The focus of this paper is the pricing of oil and its determinants. We consider five variables that describe the microeconomics of the supply of, and demand for oil, motivated by a similar approach proposed by
Kilian (
2009). We evaluate their importance as oil determinants and their variability before, during, and after the GFC. We consider five dissimilar regimes during the period of January 1986 to the end of 2017: two regimes prior to the global financial crisis, the regime during the crisis, and two regimes after the crisis.
Malliaris and Malliaris (
2020) studied the behavior of the global price of oil using macroeconomic variables and employing the methodology of overlapping regressions.
Bhar et al. (
2021) focused on U.S. oil production.
The classic paper on regime changes is
Ang and Timmermann’s (
2012), which instructs us about the methodology used. Economists are familiar with two regime methodologies from the analysis of business cycles. One regime contains periods of economic growth and the next regime includes periods of decline. The fundamental assumption is that all regimes of growth are similar in all other respects; the same is assumed for regimes of decline. However, regimes need not repeat themselves between just the two states of growth and decline.

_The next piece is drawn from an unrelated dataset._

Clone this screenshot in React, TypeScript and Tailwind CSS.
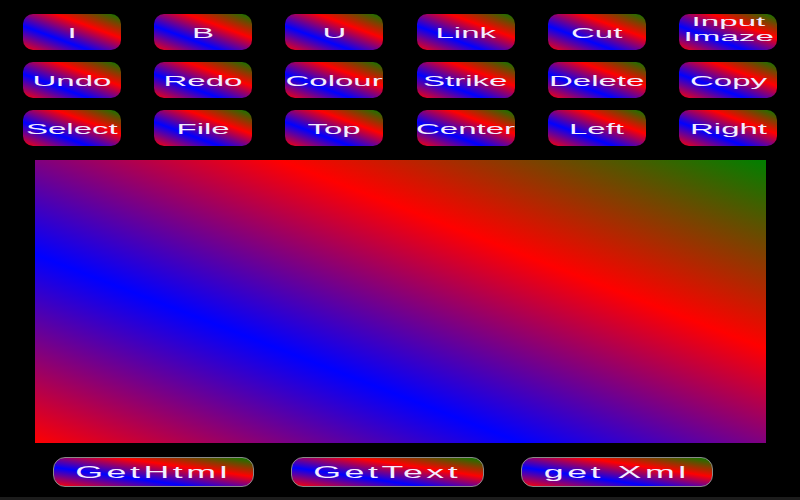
const grad = 'bg-[linear-gradient(to_top_right,#ff0000,#0000ff,#ff0000,#008000)]';

const toolButtons: string[][] = [
  ['I', 'B', 'U', 'Link', 'Cut', 'Input\nImaze'],
  ['Undo', 'Redo', 'Colour', 'Strike', 'Delete', 'Copy'],
  ['Select', 'File', 'Top', 'Center', 'Left', 'Right'],
];

function ToolButton({ label }: { label: string }) {
  const lines = label.split('\n');
  const twoLines = lines.length > 1;
  return (
    <button
      className={`${grad} w-[98px] h-[36px] rounded-[10px] flex flex-col items-center justify-center overflow-hidden ${twoLines ? 'pb-[7px]' : ''}`}
    >
      {lines.map((line) => (
        <span
          key={line}
          className={
            twoLines
              ? 'inline-block scale-x-[2.55] text-[13px] leading-[15px] text-[#f3ecff] whitespace-nowrap'
              : 'inline-block scale-x-[2.2] text-[15px] leading-none text-[#f3ecff] whitespace-nowrap'
          }
        >
          {line}
        </span>
      ))}
    </button>
  );
}

function ActionButton({ label, width }: { label: string; width: string }) {
  return (
    <button
      className={`${grad} ${width} h-[30px] rounded-[12px] border border-[#8a8a8a] flex items-center justify-center overflow-hidden`}
    >
      <span className="inline-block scale-x-[2.1] text-[17px] leading-none tracking-[0.1em] text-[#f3ecff] whitespace-nowrap">
        {label}
      </span>
    </button>
  );
}

export default function App() {
  return (
    <div className="w-[800px] h-[500px] bg-black flex flex-col font-['Liberation_Sans',Arial,sans-serif] overflow-hidden">
      {/* Toolbar */}
      <div className="pt-[14px] px-[6px] grid grid-cols-6 gap-y-[12px] justify-items-center">
        {toolButtons.flat().map((label) => (
          <ToolButton key={label} label={label} />
        ))}
      </div>

      {/* Editor */}
      <div className={`${grad} ml-[35px] mt-[14px] w-[731px] h-[283px]`} />

      {/* Actions */}
      <div className="flex items-center pl-[53px] gap-[37px] mt-[14px]">
        <ActionButton label="GetHtml" width="w-[201px]" />
        <ActionButton label="GetText" width="w-[193px]" />
        <ActionButton label="get Xml" width="w-[192px]" />
      </div>

      <div className="mt-auto h-[3px] bg-[#1c1c1c]" />
    </div>
  );
}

The main hypothesis tested is that the oil fundamentals of supply and demand remain important even though the five regimes are dissimilar. We build five boosted and over-fitted neural networks to capture the exact relationships between spot oil prices and oil data related to those prices. Overfitting involves letting the model train on a specific data set until it fits that data very closely. Such a model cannot generalize well to other datasets, but can explain one specific set well. This analysis shows that, while the inputs into an accurate neural network can remain the same, the impact of each variable can change considerably during different regimes. We find that the shifts in impacts of the various inputs are great enough to support the hypothesis that there are important structural breaks between periods.
There are many reasons to avoid overfitting a neural network, particularly because it destroys any chance of building a generalized model that will be suitable over time. However, in this paper, we use the downsides of overfitting to our benefit. By overfitting models of five different time periods, we are able to highlight why generalization is difficult over the entire period. By building, then comparing, five bespoke networks, we can identify the specific areas where general models will need to improve in order to forecast well. Although we do not perform any forecasting, the neural network methodology applied in this paper, the microeconomic data of the independent inputs used, and the results obtained provide an excellent impetus for further work in this area along the lines of
Chen’s (
2014);
Jammazi and Aloui’s (
2012) and
Shin et al.’s (
2013).
In this paper, we build five neural network models and overfit them in order to capture the relationships among the inputs in the ways that most perfectly match their configurations in a specific period. As indicated, it is not our purpose to build forecasting models with validation sets. Rather, we want to create descriptive models that encapsulate existing relationships in different regimes of the data set. This will help us to understand shifts in variable impact over the various regimes.
2. Data
The data for this study comprise inputs related to oil and supply and demand for oil. There are five variables: the spot price of oil, the stored stocks of oil except for that held by the government as strategic petroleum reserves, net imports of oil, oil production, and product supplied. The US Energy Information Administration (EIA) uses product supplied as a representation for the amount of petroleum products consumed. All data are monthly, rather than seasonally adjusted, and were downloaded from the EIA. They cover the time period from January 1986 through to the end of 2020.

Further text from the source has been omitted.